START
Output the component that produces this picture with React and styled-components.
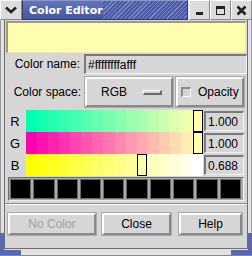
import React from 'react';
import styled, { createGlobalStyle } from 'styled-components';

const BG = '#d6d6d6';
const SWATCH = '#ffffaf';
const FRAME_BLUE = '#5a68b0';

const GlobalStyle = createGlobalStyle`
  html, body { margin: 0; padding: 0; background: ${BG}; }
  body {
    font-family: "Liberation Sans", Arial, sans-serif;
    font-size: 12px;
    color: #000;
  }
`;

const Window = styled.div`
  position: relative;
  width: 252px;
  height: 256px;
  display: flex;
  flex-direction: column;
  background: ${BG};
  overflow: hidden;
`;

const TitleBar = styled.div`
  height: 20px;
  flex: none;
  display: flex;
  background: #e6e6e6;
`;

const FrameButton = styled.div`
  width: ${p => p.$w || 21}px;
  flex: none;
  display: flex;
  align-items: center;
  justify-content: center;
  background: #dcdcdc;
  border-top: 1px solid #ffffff;
  border-left: 1px solid #ffffff;
  border-right: 1px solid #8a8a8a;
  border-bottom: 1px solid #8a8a8a;
  box-sizing: border-box;
`;

const Title = styled.div`
  flex: 1;
  display: flex;
  align-items: center;
  padding-left: 6px;
  margin: 0 1px 0 0;
  color: #fff;
  font-family: "DejaVu Sans", sans-serif;
  font-weight: bold;
  font-size: 11px;
  background:
    repeating-linear-gradient(-45deg, #4c5ca4 0 2px, #7a88c6 2px 3px) right / 84px 100% no-repeat,
    linear-gradient(#6675bb, #4455a0);
  border: 1px solid #2e3a72;
  border-top-color: #8a96d0;
`;

const Body = styled.div`
  flex: 1;
  display: flex;
  flex-direction: column;
  border-left: 1px solid #9a9a9a;
  border-right: 1px solid #9a9a9a;
  padding: 0 3px;
  background: #e2e2e2;
`;

const Inner = styled.div`
  flex: 1;
  display: flex;
  flex-direction: column;
  background: ${BG};
  border-left: 1px solid #6e6e6e;
  border-right: 1px solid #6e6e6e;
`;

const Swatch = styled.div`
  height: 32px;
  margin: 1px 0 0 1px;
  width: 240px;
  box-sizing: border-box;
  background: ${SWATCH};
  border-top: 2px solid #9e9e6e;
  border-left: 2px solid #9e9e6e;
  border-right: 1px solid #e8e8c0;
  border-bottom: 1px solid #e8e8c0;
`;

const Row = styled.div`
  display: flex;
  align-items: center;
  margin-top: ${p => p.$mt || 0}px;
  height: ${p => p.$h}px;
`;

const Label = styled.div`
  width: ${p => p.$w}px;
  flex: none;
  text-align: right;
  padding-right: 4px;
  box-sizing: border-box;
`;

const Entry = styled.div`
  height: 20px;
  width: ${p => p.$w}px;
  box-sizing: border-box;
  display: flex;
  align-items: center;
  padding-left: ${p => p.$pl || 2}px;
  background: ${BG};
  border-top: 2px solid #7a7a7a;
  border-left: 2px solid #7a7a7a;
  border-right: 1px solid #f4f4f4;
  border-bottom: 1px solid #f4f4f4;
  font-size: 12px;
  white-space: nowrap;
  overflow: hidden;
`;

const RaisedButton = styled.div`
  width: ${p => p.$w}px;
  height: ${p => p.$h}px;
  flex: none;
  box-sizing: border-box;
  display: flex;
  align-items: center;
  justify-content: ${p => p.$justify || 'center'};
  gap: ${p => p.$gap || 0}px;
  padding: ${p => p.$pad || '0'};
  margin-left: ${p => p.$ml || 0}px;
  background: ${BG};
  border-top: 2px solid #ffffff;
  border-left: 2px solid #ffffff;
  border-right: 2px solid #8a8a8a;
  border-bottom: 2px solid #8a8a8a;
  outline: 1px solid #a8a8a8;
  color: ${p => (p.$disabled ? '#a2a2a2' : '#000')};
`;

const MenuIndicator = styled.div`
  width: 19px;
  height: 5px;
  box-sizing: border-box;
  background: ${BG};
  border-top: 1px solid #fff;
  border-left: 1px solid #fff;
  border-right: 2px solid #6a6a6a;
  border-bottom: 2px solid #6a6a6a;
`;

const Check = styled.div`
  width: 10px;
  height: 10px;
  box-sizing: border-box;
  background: ${BG};
  border-top: 2px solid #8a8a8a;
  border-left: 2px solid #8a8a8a;
  border-right: 1px solid #fff;
  border-bottom: 1px solid #fff;
`;

const Sliders = styled.div`
  margin-top: 3px;
  display: grid;
  grid-template-columns: 20px 177px 40px;
  grid-auto-rows: 22px;
  column-gap: 1px;
`;

const SliderLabel = styled.div`
  display: flex;
  align-items: center;
  justify-content: center;
  font-size: 13px;
`;

const Track = styled.div`
  position: relative;
  display: flex;
`;

const Band = styled.div`
  flex: 1;
`;

const Thumb = styled.div`
  position: absolute;
  top: 0;
  bottom: 0;
  width: 10px;
  box-sizing: border-box;
  background: ${SWATCH};
  border: 1px solid #000;
`;

const ValueCell = styled.div`
  display: flex;
  align-items: center;
`;

const Palette = styled.div`
  margin: 1px 3px 0 3px;
  display: grid;
  grid-template-columns: repeat(10, 1fr);
  gap: 2px;
  padding: 1px 2px 1px 1px;
  background: #a9a9a9;
  border-top: 1px solid #6e6e6e;
  border-left: 1px solid #6e6e6e;
  border-bottom: 1px solid #f0f0f0;
  border-right: 1px solid #f0f0f0;
`;

const Cell = styled.div`
  height: 20px;
  background: #000;
  box-sizing: border-box;
  border: 1px solid #6a6a6a;
`;

const Separator = styled.div`
  margin-top: 2px;
  height: 0;
  border-top: 1px solid #8a8a8a;
  border-bottom: 1px solid #ffffff;
`;

const ButtonRow = styled.div`
  margin-top: 8px;
  display: flex;
  padding-left: 3px;
`;

const BottomBar = styled.div`
  height: 6px;
  flex: none;
  background: #e2e2e2;
  border-top: 1px solid #6e6e6e;
  border-bottom: 1px solid #8a8a8a;
`;

/* L-shaped resize grips drawn over the frame corners */
const Corner = styled.div`
  position: absolute;
  bottom: 1px;
  ${p => (p.$side === 'right' ? 'right: 0;' : 'left: 0;')}
  width: 21px;
  height: 22px;
  box-sizing: border-box;
  border-bottom: 5px solid ${FRAME_BLUE};
  ${p => (p.$side === 'right' ? 'border-right' : 'border-left')}: 4px solid ${FRAME_BLUE};
`;

const sliders = [
  { name: 'R', value: '1.000', pos: 167, from: [0, 255, 175], to: [255, 255, 175] },
  { name: 'G', value: '1.000', pos: 167, from: [255, 0, 175], to: [255, 255, 175] },
  { name: 'B', value: '0.688', pos: 111, from: [255, 255, 0], to: [255, 255, 255] },
];

const BANDS = 16;

function bandColor(from, to, i) {
  const t = i / (BANDS - 1);
  const c = from.map((v, k) => Math.round(v + (to[k] - v) * t));
  return `rgb(${c[0]}, ${c[1]}, ${c[2]})`;
}

function ChevronIcon() {
  return (
    <svg width="12" height="8" viewBox="0 0 12 8">
      <path d="M1 1.5 L6 6 L11 1.5" fill="none" stroke="#222" strokeWidth="2.6" />
    </svg>
  );
}

function MinIcon() {
  return (
    <svg width="11" height="11" viewBox="0 0 11 11">
      <rect x="2" y="7" width="7" height="3" fill="#222" />
    </svg>
  );
}

function MaxIcon() {
  return (
    <svg width="11" height="11" viewBox="0 0 11 11">
      <rect x="1.5" y="1.5" width="8" height="8" fill="none" stroke="#222" strokeWidth="1" />
      <rect x="1" y="1" width="9" height="3" fill="#222" />
    </svg>
  );
}

function CloseIcon() {
  return (
    <svg width="11" height="11" viewBox="0 0 11 11">
      <path d="M1.5 1.5 L9.5 9.5 M9.5 1.5 L1.5 9.5" stroke="#222" strokeWidth="2.6" />
    </svg>
  );
}

export default function App() {
  return (
    <Window>
      <GlobalStyle />
      <TitleBar>
        <FrameButton $w={22}><ChevronIcon /></FrameButton>
        <Title>Color Editor</Title>
        <FrameButton><MinIcon /></FrameButton>
        <FrameButton><MaxIcon /></FrameButton>
        <FrameButton><CloseIcon /></FrameButton>
      </TitleBar>

      <Body>
        <Inner>
          <Swatch />

          <Row $mt={1} $h={20}>
            <Label $w={79}>Color name:</Label>
            <Entry $w={164}>#ffffffffafff</Entry>
          </Row>

          <Row $mt={3} $h={30}>
            <Label $w={80}>Color space:</Label>
            <RaisedButton $w={88} $h={30} $justify="space-between" $pad="0 9px 0 14px">
              RGB
              <MenuIndicator />
            </RaisedButton>
            <RaisedButton $w={68} $h={30} $justify="flex-start" $gap={7} $pad="0 0 0 3px" $ml={3}>
              <Check />
              Opacity
            </RaisedButton>
          </Row>

          <Sliders>
            {sliders.map(s => (
              <React.Fragment key={s.name}>
                <SliderLabel>{s.name}</SliderLabel>
                <Track>
                  {Array.from({ length: BANDS }, (_, i) => (
                    <Band key={i} style={{ background: bandColor(s.from, s.to, i) }} />
                  ))}
                  <Thumb style={{ left: s.pos }} />
                </Track>
                <ValueCell>
                  <Entry $w={40} $pl={2}>{s.value}</Entry>
                </ValueCell>
              </React.Fragment>
            ))}
          </Sliders>

          <Palette>
            {Array.from({ length: 10 }, (_, i) => <Cell key={i} />)}
          </Palette>

          <Separator />

          <ButtonRow>
            <RaisedButton $w={88} $h={22} $disabled>No Color</RaisedButton>
            <RaisedButton $w={69} $h={22} $ml={6}>Close</RaisedButton>
            <RaisedButton $w={63} $h={22} $ml={8}>Help</RaisedButton>
          </ButtonRow>
        </Inner>
      </Body>

      <BottomBar />
      <Corner $side="left" />
      <Corner $side="right" />
    </Window>
  );
}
END
What you are asked to do: Repeat, exactly and in full, each line from the start of the data to the line that contains "const FRAME_BLUE = '#5a68b0';". Pictures do not go in.

Solution for this problem:
Output the component that produces this picture with React and styled-components.
import React from 'react';
import styled, { createGlobalStyle } from 'styled-components';

const BG = '#d6d6d6';
const SWATCH = '#ffffaf';
const FRAME_BLUE = '#5a68b0';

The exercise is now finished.